DATA PROVIDED »
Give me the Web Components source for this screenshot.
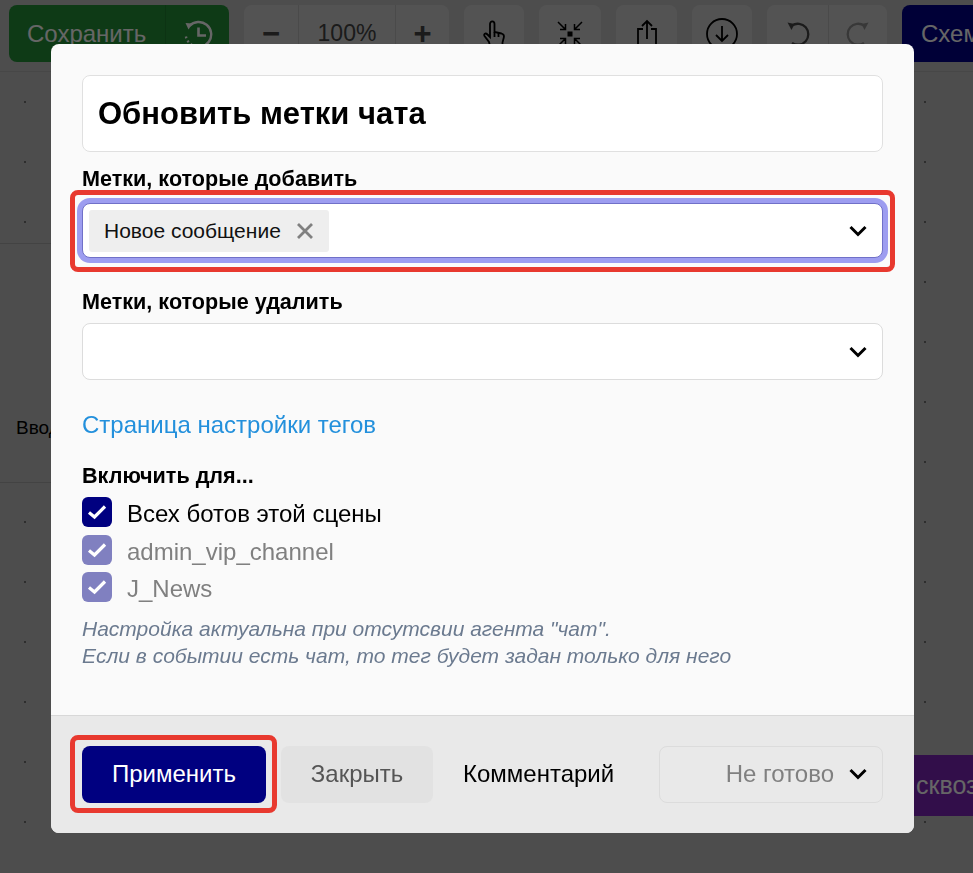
<!DOCTYPE html>
<html lang="ru">
  <head>
    <meta charset="UTF-8" />
    <title>Обновить метки чата</title>
    <style>
      html, body { margin: 0; height: 100%; }
      body { font-family: "Liberation Sans", Arial, sans-serif; overflow: hidden; }
    </style>
  </head>
  <body>
    <flow-editor>
      <editor-toolbar slot="top"></editor-toolbar>
    </flow-editor>
    <modal-backdrop>
      <labels-dialog></labels-dialog>
    </modal-backdrop>

    <script>
      const ICONS = {
        chevron: '<svg width="18" height="12" viewBox="0 0 18 12"><path d="M1.500 2L9 9.500 16.500 2" fill="none" stroke="currentColor" stroke-width="3"/></svg>',
        close: '<svg width="18" height="18" viewBox="0 0 18 18"><path d="M2 2l14 14M16 2L2 16" fill="none" stroke="currentColor" stroke-width="2.8"/></svg>',
        check: '<svg width="20" height="20" viewBox="0 0 20 20"><path d="M2 10.500L7.500 15 18 4.500" fill="none" stroke="#fff" stroke-width="3.200"/></svg>',
      };

      const TOOL_ICONS = {
        history: '<svg width="30" height="30" viewBox="0 0 30 30" fill="none" stroke="currentColor" stroke-width="2.400"><path d="M6.500 7A12.500 12.500 0 1 1 9 26"/><path d="M9 26A12.500 12.500 0 0 1 2.700 15" stroke-dasharray="1.800 2.600"/><path d="M2.500 4l7 .5-4 6z" fill="currentColor" stroke="none"/><path d="M15.500 8.500v8h7.500" stroke-width="2.600"/></svg>',
        hand: '<svg width="24" height="28" viewBox="0 0 24 28" fill="none" stroke="currentColor" stroke-width="1.800"><path d="M8 26l-1-4-4.500-6c-1.200-2 1-3.500 3-1.500L8 17V4c0-3.500 4.500-3.500 4.500 0v8l7 1.500c2 .5 2.800 2 2.300 4l-1.300 5v4z"/><path d="M12.500 12v5M16.500 13v4"/></svg>',
        fit: '<svg width="28" height="28" viewBox="0 0 28 28" fill="none" stroke="currentColor" stroke-width="1.500"><rect x="11.500" y="11.500" width="5" height="5" fill="currentColor" stroke="none"/><path d="M2 2l7 7M9.500 4v5.500H4M26 2l-7 7M18.500 4v5.500H24M2 26l7-7M9.500 24v-5.500H4M26 26l-7-7M18.500 24v-5.500H24"/></svg>',
        share: '<svg width="22" height="32" viewBox="0 0 22 32" fill="none" stroke="currentColor" stroke-width="1.800"><path d="M7 11H2v19h18V11h-5M11 21V3M6 8l5-5 5 5"/></svg>',
        download: '<svg width="32" height="32" viewBox="0 0 32 32" fill="none" stroke="currentColor" stroke-width="1.800"><circle cx="16" cy="16" r="15"/><path d="M16 8v15M10 17l6 6 6-6"/></svg>',
        undo: '<svg width="26" height="26" viewBox="0 0 26 26" fill="none" stroke="currentColor" stroke-width="2.300"><path d="M7 4.500A10.500 10.500 0 1 1 7 22"/><path d="M2.500 1.500l7 1.500-3 6" fill="currentColor" stroke="none"/></svg>',
        redo: '<svg width="26" height="26" viewBox="0 0 26 26" fill="none" stroke="currentColor" stroke-width="2.300"><path d="M19 4.500A10.500 10.500 0 1 0 19 22"/><path d="M23.500 1.500l-7 1.500 3 6" fill="currentColor" stroke="none"/></svg>',
      };

      // Кнопка панели инструментов
      class ToolButton extends HTMLElement {
        connectedCallback() {
          const icon = this.getAttribute("icon");
          this.attachShadow({ mode: "open" }).innerHTML = `
            <style>
              :host {
                display: flex; flex: none; align-items: center; justify-content: center;
                height: 57px; background: #d0d0d0; color: #000; box-sizing: border-box;
                font-size: 24px; border-radius: 8px; white-space: nowrap;
              }
              :host([joined]) { border-radius: 0; color: #444; }
              :host([faded]) { color: #8c8c8c; }
              svg { display: block; }
            </style>
            ${icon ? TOOL_ICONS[icon] : "<slot></slot>"}`;
        }
      }

      class EditorToolbar extends HTMLElement {
        connectedCallback() {
          this.attachShadow({ mode: "open" }).innerHTML = `
            <style>
              :host {
                display: flex; gap: 15px; height: 72px; padding: 5px 0 0 9px;
                box-sizing: border-box; border-bottom: 1px solid #b2b2b2;
                white-space: nowrap; overflow: hidden;
              }
              .group { display: flex; height: 57px; border-radius: 8px; overflow: hidden; flex: none; }
              .group > * + * { border-left: 1px solid #b8b8b8; }
              .save { background: #239137; color: #fff; font-size: 24px; }
              .save span { width: 156px; box-sizing: border-box; padding-left: 18px; line-height: 57px; }
              .save div {
                width: 63px; display: flex; align-items: center; justify-content: center;
                border-left: 1px solid #1f8131;
              }
              .scheme {
                background: #000089; color: #fff; font-size: 24px; height: 57px; padding-left: 19px;
                line-height: 57px; width: 140px; border-radius: 8px; flex: none; box-sizing: border-box;
              }
              .sign { font-weight: bold; }
            </style>
            <div class="group save"><span>Сохранить</span><div>${TOOL_ICONS.history}</div></div>
            <div class="group">
              <tool-button joined class="sign" style="width:54px;font-size:31px">−</tool-button>
              <tool-button joined style="width:97px;font-size:23px">100%</tool-button>
              <tool-button joined class="sign" style="width:54px;font-size:31px">+</tool-button>
            </div>
            <tool-button icon="hand" style="width:60px"></tool-button>
            <tool-button icon="fit" style="width:62px"></tool-button>
            <tool-button icon="share" style="width:61px"></tool-button>
            <tool-button icon="download" style="width:60px"></tool-button>
            <div class="group">
              <tool-button joined icon="undo" style="width:61px"></tool-button>
              <tool-button joined faded icon="redo" style="width:59px"></tool-button>
            </div>
            <div class="scheme">Схема</div>`;
        }
      }

      class FlowEditor extends HTMLElement {
        connectedCallback() {
          this.attachShadow({ mode: "open" }).innerHTML = `
            <style>
              :host { display: flex; flex-direction: column; height: 873px; background: #c0c0c0; }
              .canvas {
                flex: 1; position: relative; overflow: hidden;
                background-image: radial-gradient(circle at center, #707070 1.2px, transparent 1.3px);
                background-size: 60px 60px; background-position: -5px 0;
              }
              .node { position: absolute; box-sizing: border-box; }
              .input {
                left: -10px; top: 171px; width: 300px; height: 240px; background: #c0c0c0;
                border: 1px solid #a8a8a8; padding: 172px 0 0 25px;
                font-size: 19px; line-height: 24px; color: #000;
              }
              .through {
                left: 860px; top: 683px; width: 160px; height: 61px; background: #7d23b9; color: #fff;
                font-size: 25px; line-height: 61px; padding-left: 56px; white-space: nowrap;
              }
            </style>
            <slot name="top"></slot>
            <div class="canvas">
              <div class="node input">Ввод</div>
              <div class="node through">сквозной</div>
            </div>`;
        }
      }

      class ModalBackdrop extends HTMLElement {
        connectedCallback() {
          this.attachShadow({ mode: "open" }).innerHTML = `
            <style>
              :host {
                position: fixed; inset: 0; background: rgba(0, 0, 0, 0.6);
                display: flex; justify-content: center; align-items: flex-start;
                padding: 44px 59px 0 51px;
              }
            </style>
            <slot></slot>`;
        }
      }

      // Поле выбора с тегами
      class TagSelect extends HTMLElement {
        connectedCallback() {
          this.attachShadow({ mode: "open" }).innerHTML = `
            <style>
              :host {
                display: flex; align-items: center; height: 57px; box-sizing: border-box;
                background: #fff; border: 1px solid #dcdcdc; border-radius: 8px;
                padding: 0 15px 0 6px; color: #000;
              }
              :host([focused]) {
                height: 55px; border-color: #7070c8; box-shadow: 0 0 0 5px #9d9df0;
              }
              .grow { flex: 1; display: flex; }
              svg { display: block; }
            </style>
            <div class="grow"><slot></slot></div>
            ${ICONS.chevron}`;
        }
      }

      class TagChip extends HTMLElement {
        connectedCallback() {
          this.attachShadow({ mode: "open" }).innerHTML = `
            <style>
              :host {
                display: flex; align-items: center; gap: 15px; height: 42px;
                background: #eee; border-radius: 3px; padding: 0 15px;
                font-size: 21px; color: #111;
              }
              span { display: flex; color: #808080; }
            </style>
            <slot></slot><span>${ICONS.close}</span>`;
        }
      }

      class CheckRow extends HTMLElement {
        connectedCallback() {
          this.attachShadow({ mode: "open" }).innerHTML = `
            <style>
              :host {
                display: flex; align-items: center; gap: 15px; height: 30px;
                font-size: 24px; color: #000;
              }
              :host([disabled]) { color: #808080; }
              .box {
                width: 30px; height: 30px; border-radius: 6px; background: #000080;
                display: flex; align-items: center; justify-content: center;
              }
              :host([disabled]) .box { background: #8080c0; }
              .text { padding-top: 4px; }
            </style>
            <div class="box">${ICONS.check}</div><div class="text"><slot></slot></div>`;
        }
      }

      class LabelsDialog extends HTMLElement {
        connectedCallback() {
          this.attachShadow({ mode: "open" }).innerHTML = `
            <style>
              :host {
                display: flex; flex-direction: column; width: 863px; height: 789px;
                border-radius: 8px; overflow: hidden; background: #fafafa; color: #000;
              }
              .body { flex: 1; padding: 31px 31px 0; box-sizing: border-box; }
              .title {
                height: 77px; box-sizing: border-box; background: #fff; border: 1px solid #e0e0e0;
                border-radius: 8px; font-size: 31px; font-weight: bold; display: flex;
                align-items: center; padding-left: 15px;
              }
              .label { font-size: 21.600px; font-weight: bold; line-height: 24px; }
              .l1 { margin-top: 15px; margin-bottom: 12px; }
              .l2 { margin-top: 32px; margin-bottom: 9px; }
              .marked { position: relative; }
              .marked::after {
                content: ""; position: absolute; inset: -13px -12px -14px; border: 5px solid #e8392f;
                border-radius: 8px; pointer-events: none;
              }
              .footer .marked::after { inset: -11px -11px -10px -12px; }
              .link { display: block; margin-top: 31px; font-size: 24px; line-height: 28px; color: #2390dc; text-decoration: none; }
              .l3 { margin-top: 25px; margin-bottom: 9px; }
              .checks { display: flex; flex-direction: column; gap: 7.500px; }
              .hint {
                margin-top: 13px; font-size: 21px; line-height: 27px;
                font-style: italic; color: #6b7a8f; white-space: nowrap;
              }
              .footer {
                height: 118px; box-sizing: border-box; background: #e9e9e9; border-top: 1px solid #d8d8d8;
                padding: 30px 31px 0; display: flex; gap: 15px; align-items: flex-start;
              }
              .btn {
                flex: none; height: 57px; border-radius: 8px; font-size: 24px; display: flex;
                align-items: center; justify-content: center; box-sizing: border-box; padding-bottom: 2px;
              }
              .apply { width: 184px; background: #000080; color: #fff; }
              .close { width: 152px; background: #e2e2e2; color: #555; }
              .comment { width: 181px; margin-left: 15px; justify-content: flex-start; color: #000; }
              .ready {
                width: 224px; border: 1px solid #dcdcdc; justify-content: flex-end;
                gap: 15px; padding-right: 15px; color: #808080;
              }
              .ready svg { color: #000; }
            </style>
            <div class="body">
              <div class="title">Обновить метки чата</div>
              <div class="label l1">Метки, которые добавить</div>
              <div class="marked">
                <tag-select focused><tag-chip>Новое сообщение</tag-chip></tag-select>
              </div>
              <div class="label l2">Метки, которые удалить</div>
              <tag-select></tag-select>
              <a class="link" href="#">Страница настройки тегов</a>
              <div class="label l3">Включить для...</div>
              <div class="checks">
                <check-row>Всех ботов этой сцены</check-row>
                <check-row disabled>admin_vip_channel</check-row>
                <check-row disabled>J_News</check-row>
              </div>
              <div class="hint">Настройка актуальна при отсутсвии агента "чат".<br />Если в событии есть чат, то тег будет задан только для него</div>
            </div>
            <div class="footer">
              <div class="marked"><div class="btn apply">Применить</div></div>
              <div class="btn close">Закрыть</div>
              <div class="btn comment">Комментарий</div>
              <div class="btn ready">Не готово ${ICONS.chevron}</div>
            </div>`;
        }
      }

      customElements.define("tool-button", ToolButton);
      customElements.define("editor-toolbar", EditorToolbar);
      customElements.define("flow-editor", FlowEditor);
      customElements.define("modal-backdrop", ModalBackdrop);
      customElements.define("tag-select", TagSelect);
      customElements.define("tag-chip", TagChip);
      customElements.define("check-row", CheckRow);
      customElements.define("labels-dialog", LabelsDialog);
    </script>
  </body>
</html>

GOAL OF THE EXERCISE » Write out again exactly the lines from the start of the data above through the line containing "</modal-backdrop>", inclusive, excluding any pictures.

TASK SOLUTION »
Give me the Web Components source for this screenshot.
<!DOCTYPE html>
<html lang="ru">
  <head>
    <meta charset="UTF-8" />
    <title>Обновить метки чата</title>
    <style>
      html, body { margin: 0; height: 100%; }
      body { font-family: "Liberation Sans", Arial, sans-serif; overflow: hidden; }
    </style>
  </head>
  <body>
    <flow-editor>
      <editor-toolbar slot="top"></editor-toolbar>
    </flow-editor>
    <modal-backdrop>
      <labels-dialog></labels-dialog>
    </modal-backdrop>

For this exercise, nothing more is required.